World War II was a time when the human race became a game of cards, the Nazis and Hitler being the undefeated gamblers in a deadly game of who would die next. Every text read about this time, or even media watched about World War II, depict it as dark and scary. Innocent people were killed, and so it was one of the lowest if not the lowest point in all of history. The stories and language dealing with the war show it to be horrifyingly devastating; many lives were lost and will not be forgotten anytime soon. Humanity is a cruel thing even now. People are still killing innocent people today. However, that does not take away how powerful the Holocaust was.
One of the mediums read was the book Number the Stars by Lois Lowry. The story deals with two best friends during the Holocaust. However, one happens to be a Jew. She ends up needing to go into hiding, so her friend’s family takes her in and passes her off as their daughter. The book takes place when Jews start heading and planning to escape to Sweden. In the end, they do succeed in getting her friend to Sweden. This book shows a lot when it comes to the Holocaust. It is fiction, but it still tells a more accurate story. The only fully fictional thing are the characters involved. Despite the book being aimed toward a younger audience than most Holocaust related media, it is still a very dark book when thought about. It shows just how ruthless Hitler was when it came to getting rid of Jews. One quote that stuck out when reading the book would most definitely be when the father states, “It is much easier to be brave if you do not know everything” (Lowry 91). This is a very true quote, especially put into the context of the Holocaust itself. There were many children that did not know every single thing that went on during the Holocaust, thus they were not as scared as the adults that feared for their children. This, in turn, made them a lot more brave so to speak than the adults who knew everything that Hitler was doing.
The other medium that was watched was the movie adaptation of the novel The Book Thief. The Book Thief has a similar theme in hiding a Jew from the Nazi soldiers. Liesel and her family hide the son of an old friend of her adopted father’s. Max, the Jew, stays hidden in their basement for awhile. Liesel and her family grow to adore Max despite the initial protest of hiding him as they become accessories. The book makes an even sadder turn than Number the Stars when a bomb destroys everyone Liesel loves; her adopted parents and her best friend Rudy. The Book Thief is more targeted toward the young adult audience instead of children, which could easily be why it was included. It tragically shows Liesel’s reactions to seeing her dead parents’ bodies as well as Rudy’s. However, at this point, Max was no longer living with them. So in the epilogue, it gets emotional when it shows that Liesel has gotten a bit older and Max shows up at the shop she works at. The reaction makes the entire tragedy a bit lighter as now the audience knows that someone she loved did in fact not die. The Book Thief and Number the Stars have a common theme of not losing hope. Liesel, though losing her family, did not just give up and allow herself to die in any of the war after that. Annemarie could have given up on her best friend Ellen in her time of need, but she did not. She instead helped her get to Sweden even if it meant not seeing her best friend for years.

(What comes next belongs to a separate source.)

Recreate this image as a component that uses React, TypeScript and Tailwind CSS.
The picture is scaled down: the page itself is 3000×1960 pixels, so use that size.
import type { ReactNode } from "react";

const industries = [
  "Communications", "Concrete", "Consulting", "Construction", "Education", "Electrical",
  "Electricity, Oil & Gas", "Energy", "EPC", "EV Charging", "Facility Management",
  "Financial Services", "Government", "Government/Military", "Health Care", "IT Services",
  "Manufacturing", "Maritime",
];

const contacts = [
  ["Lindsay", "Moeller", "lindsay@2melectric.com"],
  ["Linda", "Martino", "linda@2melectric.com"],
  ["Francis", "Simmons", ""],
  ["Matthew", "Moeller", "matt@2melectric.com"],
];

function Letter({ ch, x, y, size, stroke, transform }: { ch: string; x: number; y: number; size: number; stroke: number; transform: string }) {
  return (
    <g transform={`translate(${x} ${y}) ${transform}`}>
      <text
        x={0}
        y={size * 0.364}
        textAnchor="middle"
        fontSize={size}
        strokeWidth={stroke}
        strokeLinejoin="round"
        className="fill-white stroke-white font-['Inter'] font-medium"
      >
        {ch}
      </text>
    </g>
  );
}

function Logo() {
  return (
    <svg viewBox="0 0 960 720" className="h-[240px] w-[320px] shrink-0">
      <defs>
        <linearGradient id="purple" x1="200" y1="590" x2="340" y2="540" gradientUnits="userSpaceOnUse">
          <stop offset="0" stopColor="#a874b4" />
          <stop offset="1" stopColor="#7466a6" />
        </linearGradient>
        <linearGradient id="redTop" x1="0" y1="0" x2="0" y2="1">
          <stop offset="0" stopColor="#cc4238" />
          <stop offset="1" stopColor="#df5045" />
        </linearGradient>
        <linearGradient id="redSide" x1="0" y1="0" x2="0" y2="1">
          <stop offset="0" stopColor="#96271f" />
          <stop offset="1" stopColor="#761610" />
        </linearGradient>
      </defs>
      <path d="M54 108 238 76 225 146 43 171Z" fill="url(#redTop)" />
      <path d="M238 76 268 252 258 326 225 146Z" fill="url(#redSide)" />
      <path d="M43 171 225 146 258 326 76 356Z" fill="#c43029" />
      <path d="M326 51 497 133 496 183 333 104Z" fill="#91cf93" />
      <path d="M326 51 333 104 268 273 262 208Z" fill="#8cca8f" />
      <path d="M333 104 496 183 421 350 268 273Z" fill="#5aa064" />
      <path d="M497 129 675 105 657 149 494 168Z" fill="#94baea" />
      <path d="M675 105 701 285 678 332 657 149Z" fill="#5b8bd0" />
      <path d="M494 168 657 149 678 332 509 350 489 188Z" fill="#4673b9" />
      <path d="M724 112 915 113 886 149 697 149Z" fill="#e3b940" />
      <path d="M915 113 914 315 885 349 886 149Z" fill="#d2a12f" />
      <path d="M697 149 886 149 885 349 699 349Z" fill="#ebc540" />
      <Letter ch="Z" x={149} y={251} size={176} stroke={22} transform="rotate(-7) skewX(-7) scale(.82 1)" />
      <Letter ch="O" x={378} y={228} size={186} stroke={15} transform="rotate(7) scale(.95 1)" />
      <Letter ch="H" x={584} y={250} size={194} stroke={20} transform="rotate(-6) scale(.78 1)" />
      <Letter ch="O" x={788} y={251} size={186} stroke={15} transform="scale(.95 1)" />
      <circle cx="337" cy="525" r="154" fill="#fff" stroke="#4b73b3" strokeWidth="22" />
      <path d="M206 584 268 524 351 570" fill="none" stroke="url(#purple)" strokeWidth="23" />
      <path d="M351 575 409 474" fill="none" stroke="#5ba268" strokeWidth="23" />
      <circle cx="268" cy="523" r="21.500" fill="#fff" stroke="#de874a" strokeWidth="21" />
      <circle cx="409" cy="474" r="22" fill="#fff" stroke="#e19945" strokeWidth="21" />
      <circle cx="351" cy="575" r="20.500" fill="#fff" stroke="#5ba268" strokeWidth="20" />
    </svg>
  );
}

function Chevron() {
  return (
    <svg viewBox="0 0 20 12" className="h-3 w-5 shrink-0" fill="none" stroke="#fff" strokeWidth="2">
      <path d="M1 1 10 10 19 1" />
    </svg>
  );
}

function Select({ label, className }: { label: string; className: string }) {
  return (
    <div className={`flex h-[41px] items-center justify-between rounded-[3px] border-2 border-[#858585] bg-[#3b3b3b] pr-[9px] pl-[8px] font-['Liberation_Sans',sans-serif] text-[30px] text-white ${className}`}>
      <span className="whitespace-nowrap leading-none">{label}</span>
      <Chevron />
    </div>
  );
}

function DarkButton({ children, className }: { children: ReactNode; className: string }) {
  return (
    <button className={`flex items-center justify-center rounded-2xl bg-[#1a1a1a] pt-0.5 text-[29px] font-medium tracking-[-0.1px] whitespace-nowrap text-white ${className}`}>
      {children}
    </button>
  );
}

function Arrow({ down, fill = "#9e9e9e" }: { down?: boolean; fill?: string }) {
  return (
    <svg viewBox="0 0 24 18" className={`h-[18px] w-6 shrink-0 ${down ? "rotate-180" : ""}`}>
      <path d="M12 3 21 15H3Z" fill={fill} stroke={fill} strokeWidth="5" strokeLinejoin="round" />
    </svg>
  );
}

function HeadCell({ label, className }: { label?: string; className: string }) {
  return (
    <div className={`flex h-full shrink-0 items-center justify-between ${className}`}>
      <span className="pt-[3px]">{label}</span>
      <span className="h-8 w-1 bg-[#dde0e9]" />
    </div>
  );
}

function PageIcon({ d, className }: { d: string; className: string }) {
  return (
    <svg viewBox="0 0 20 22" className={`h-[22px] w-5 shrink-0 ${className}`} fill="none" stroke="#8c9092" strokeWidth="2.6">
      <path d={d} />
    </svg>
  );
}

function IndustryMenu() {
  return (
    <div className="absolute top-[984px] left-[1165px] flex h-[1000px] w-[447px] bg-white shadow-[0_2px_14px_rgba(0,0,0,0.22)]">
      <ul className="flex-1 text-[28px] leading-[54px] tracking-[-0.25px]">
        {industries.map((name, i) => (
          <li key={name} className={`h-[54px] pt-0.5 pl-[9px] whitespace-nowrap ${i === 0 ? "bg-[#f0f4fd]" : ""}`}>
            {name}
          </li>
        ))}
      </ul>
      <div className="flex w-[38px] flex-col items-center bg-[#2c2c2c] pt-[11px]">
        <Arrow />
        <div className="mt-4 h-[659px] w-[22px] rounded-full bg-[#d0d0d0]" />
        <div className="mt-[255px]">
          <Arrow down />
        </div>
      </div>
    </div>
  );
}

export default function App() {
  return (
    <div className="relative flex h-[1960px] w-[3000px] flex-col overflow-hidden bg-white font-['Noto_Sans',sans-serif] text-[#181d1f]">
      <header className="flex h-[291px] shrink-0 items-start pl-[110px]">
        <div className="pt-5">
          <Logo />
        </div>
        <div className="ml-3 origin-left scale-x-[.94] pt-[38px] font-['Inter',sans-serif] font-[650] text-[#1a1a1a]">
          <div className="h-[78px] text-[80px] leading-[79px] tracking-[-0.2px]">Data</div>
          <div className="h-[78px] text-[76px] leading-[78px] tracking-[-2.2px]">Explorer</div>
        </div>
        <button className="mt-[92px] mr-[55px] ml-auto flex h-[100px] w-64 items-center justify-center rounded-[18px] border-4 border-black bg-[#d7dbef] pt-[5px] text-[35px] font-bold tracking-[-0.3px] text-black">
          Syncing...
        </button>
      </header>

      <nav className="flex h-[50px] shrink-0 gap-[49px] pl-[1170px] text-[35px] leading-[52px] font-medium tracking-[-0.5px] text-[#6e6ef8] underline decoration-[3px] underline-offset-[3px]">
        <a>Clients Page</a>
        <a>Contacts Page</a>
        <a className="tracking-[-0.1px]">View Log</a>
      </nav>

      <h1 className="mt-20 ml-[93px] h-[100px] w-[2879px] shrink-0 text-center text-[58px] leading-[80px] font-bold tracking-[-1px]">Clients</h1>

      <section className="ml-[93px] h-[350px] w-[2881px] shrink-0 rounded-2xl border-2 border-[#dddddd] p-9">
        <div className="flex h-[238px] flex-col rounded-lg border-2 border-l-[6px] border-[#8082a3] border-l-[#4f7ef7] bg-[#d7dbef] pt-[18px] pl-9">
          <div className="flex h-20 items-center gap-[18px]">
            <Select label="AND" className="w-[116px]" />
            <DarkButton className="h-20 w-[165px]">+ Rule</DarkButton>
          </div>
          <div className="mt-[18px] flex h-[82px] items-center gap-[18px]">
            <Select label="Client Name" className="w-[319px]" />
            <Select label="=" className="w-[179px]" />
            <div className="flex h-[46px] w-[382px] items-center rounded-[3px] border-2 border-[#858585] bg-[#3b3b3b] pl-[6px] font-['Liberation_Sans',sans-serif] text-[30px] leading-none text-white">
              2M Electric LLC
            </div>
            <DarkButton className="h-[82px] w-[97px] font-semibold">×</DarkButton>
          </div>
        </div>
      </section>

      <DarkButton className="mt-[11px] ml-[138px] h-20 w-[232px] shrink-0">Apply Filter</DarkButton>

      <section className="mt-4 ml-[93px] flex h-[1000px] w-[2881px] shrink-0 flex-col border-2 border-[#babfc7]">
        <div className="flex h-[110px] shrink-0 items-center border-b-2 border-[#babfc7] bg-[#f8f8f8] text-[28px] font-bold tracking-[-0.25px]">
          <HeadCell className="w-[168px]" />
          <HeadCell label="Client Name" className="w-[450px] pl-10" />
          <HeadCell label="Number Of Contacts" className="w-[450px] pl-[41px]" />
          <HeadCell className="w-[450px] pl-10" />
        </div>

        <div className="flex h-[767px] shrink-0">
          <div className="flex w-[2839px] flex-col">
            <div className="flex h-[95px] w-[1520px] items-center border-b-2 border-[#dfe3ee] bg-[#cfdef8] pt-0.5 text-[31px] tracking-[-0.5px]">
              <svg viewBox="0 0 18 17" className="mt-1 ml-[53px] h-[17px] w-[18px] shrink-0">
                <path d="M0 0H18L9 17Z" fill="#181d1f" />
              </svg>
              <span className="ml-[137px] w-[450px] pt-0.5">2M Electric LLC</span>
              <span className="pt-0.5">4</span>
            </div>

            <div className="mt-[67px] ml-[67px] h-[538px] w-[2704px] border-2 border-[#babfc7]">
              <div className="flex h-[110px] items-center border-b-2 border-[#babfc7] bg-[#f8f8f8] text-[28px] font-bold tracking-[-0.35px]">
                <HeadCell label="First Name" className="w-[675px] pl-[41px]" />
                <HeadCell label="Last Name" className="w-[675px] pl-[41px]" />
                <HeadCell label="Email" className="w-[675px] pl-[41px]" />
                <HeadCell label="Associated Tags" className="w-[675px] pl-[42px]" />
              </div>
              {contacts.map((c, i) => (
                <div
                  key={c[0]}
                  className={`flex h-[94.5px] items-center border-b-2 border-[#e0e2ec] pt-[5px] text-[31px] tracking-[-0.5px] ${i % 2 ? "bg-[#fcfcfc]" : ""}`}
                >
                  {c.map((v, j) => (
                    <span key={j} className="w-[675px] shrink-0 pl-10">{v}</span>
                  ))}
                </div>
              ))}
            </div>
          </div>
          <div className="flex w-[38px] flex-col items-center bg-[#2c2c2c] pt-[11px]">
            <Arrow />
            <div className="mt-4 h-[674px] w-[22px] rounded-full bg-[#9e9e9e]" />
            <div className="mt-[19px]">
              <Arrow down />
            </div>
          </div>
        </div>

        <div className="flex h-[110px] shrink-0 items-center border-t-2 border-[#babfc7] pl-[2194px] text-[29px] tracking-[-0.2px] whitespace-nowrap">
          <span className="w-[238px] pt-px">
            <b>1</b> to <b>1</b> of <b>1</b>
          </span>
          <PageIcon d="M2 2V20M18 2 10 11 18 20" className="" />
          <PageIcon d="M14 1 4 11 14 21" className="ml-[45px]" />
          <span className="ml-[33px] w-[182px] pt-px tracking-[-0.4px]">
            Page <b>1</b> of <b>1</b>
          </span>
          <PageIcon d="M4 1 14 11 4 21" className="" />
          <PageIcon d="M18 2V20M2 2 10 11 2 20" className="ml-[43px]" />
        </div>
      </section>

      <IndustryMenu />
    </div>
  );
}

Both of the mediums used show just how dark the Holocaust and World War II in general were. Innocent people who had done absolutely nothing wrong were getting executed just for being Jewish. A couple of the words used in the group discussions were “haunted” and “brave”. Haunted, a word used in The Book Thief, is said when Death says he is haunted by humans. This shows a different side to the story as he implies that even he is bothered by how many people he sees die as he is death himself. He is constantly going and getting people who have died. The fact that even he is bothered by all of the death is outstanding. Too many people died during World War II, and while it is indeed a fictional story, the fact that it was told from the perspective of Death and shows Death’s reactions make it even more interesting. The word “brave” was taken from the quote in the first paragraph. Brave is the perfect word to use when discussing the Holocaust and World War II. When it is thought about, everyone who had to go through the pain and suffering during that time were brave. They will always be considered brave. Even if they were all scared out of their minds, what they went through was too great to not consider each and every one of the victims brave. There will never be a time when people do not use that word to refer to people during that period. Every single person, whether they survived and are alive now or dead, was brave. They went through way too much to not be considered brave by everyone who speaks of them.
World War II was a dark and scary time. No one deserves to die based on their religious beliefs. Back then, it was Hitler people needed to fear. Nowadays, people fear humanity itself. The world is falling apart from racism, terrorism, and so many shootings that deal with both of those things. The world is still terrifying. No one can trust anyone as it seems as though anyone is capable of anything these days; just like Hitler during World War II. There is nothing to fear besides humanity itself, then and now. Too many things have happened now and in history to not be afraid. It can only be hoped that a second Holocaust will never happen and that the world will not go as far as Hitler did during the Holocaust and World War II.